German performing rights society

The GVL (Gesellschaft zur Verwertung von Leistungsschutzrechten mbH) is a German music copyright collection society that represents the interests of performing artists and producers of sound recordings. Its German name translates to English as "Society for the exploitation of ancillary copyrights".

Incorporated in 1959, the GVL represents 160,000 performers and over 12,000 rights-holders. They have international agreements in place, often referred to as "reciprocal deals" with music copyright collection societies including Phonographic Performance Limited (PPL), the oldest established sound recordings copyright collective. The GVL also collects so-called "secondary exploitation rights" on behalf of its members.

The total income of the GVL in 2014 was €163.4 million. The GVL collected approximately €230 million ($261 million) for members in 2018, a 25.9 percent decline of income compared to the previous year's high of €310 million ($352 million). In May 2020 GEMA and GVL called for a state aid program for all sectors of the music industry in view of the effects of the COVID-19 pandemic.

== History ==

=== Foundation of GVL (1959) ===
The GVL was founded as a joint society in 1959 by the German orchestra union, Deutsche Orchestervereinigung e.V. (DOV) and the private company Deutsche Landesgruppe der internationalen Vareinigung der phonographischen industrie, which was the German national group of the International Federation of the Phonographic Industry (IFPI). The first two managing directors were Herrmann Voss and Rudi Thalheim. Its full legal name is Gesellschaft zur Verwertung von Leistungsschutzrechten mbH.

=== Foundation of ZPÜ (1963) ===
On 16 May 1963 GEMA, VG Wort and the GVL founded ZPÜ which is, as of 2020, an association of nine German collective management organisations which asserts claims for remuneration, information and reporting related to reproductions/copies of audio and audiovisual works pursuant to Art. 53 paragraph 1-3 German Copyright Ac. Due to massive back payments, the GVL collected nearly €170 million ($200 million) in this sector in 2017.

=== The German Copyright Act (1965) ===
On 9 September 1965 the German legislature integrated Neighbouring Rights into the Copyright Law of Germany called Urheberrechtsgesetz (UrhG) as Related Rights to both Producers and Performers.

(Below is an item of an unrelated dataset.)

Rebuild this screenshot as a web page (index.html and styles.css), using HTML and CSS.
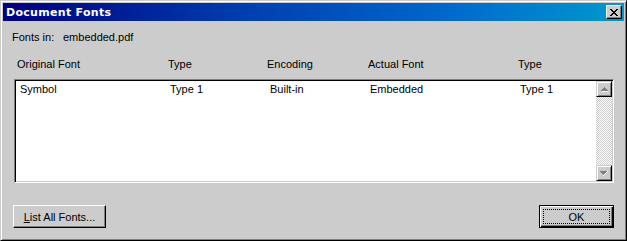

=== Introduction of the Label Code (1976) ===
Since 1 May 1976, the GVL had used the Label Code (also referred to as "Labelcode") for its internal data. The first issued Label Code 00001 was in 1977 and was issued to the record company Ultraphone. Label Codes made it easier for broadcasters to detect which recordings were covered by the broadcasting license agreement with the GVL. The Broadcast Reports are vital for the remuneration of producers. However, the absence of individual track identification and associated Performers via the Label Code system via ISRC use has meant allocation of some performers' rights to equitable remuneration have been neglected. As of 2017, the GVL has adopted the internationally recognised ISRC form of sound recording identification which enables the remuneration to be allocated on an individual recording much more precisely than before.

== Associates ==
Associates of the GVL are the Deutsche Orchestervereinigung e.V. (German Orchestra Association, short: DOV), Bundesverband Musikindustrie e.V. (Federal Association of the Music Industry; BVMI), Bundesverband Schauspiel e.V. (Federal Acting Association; BFFS) and the Verband unabhängiger Musikunternehmer*innen (Association of Independent Musicians and Music Companies; VUT).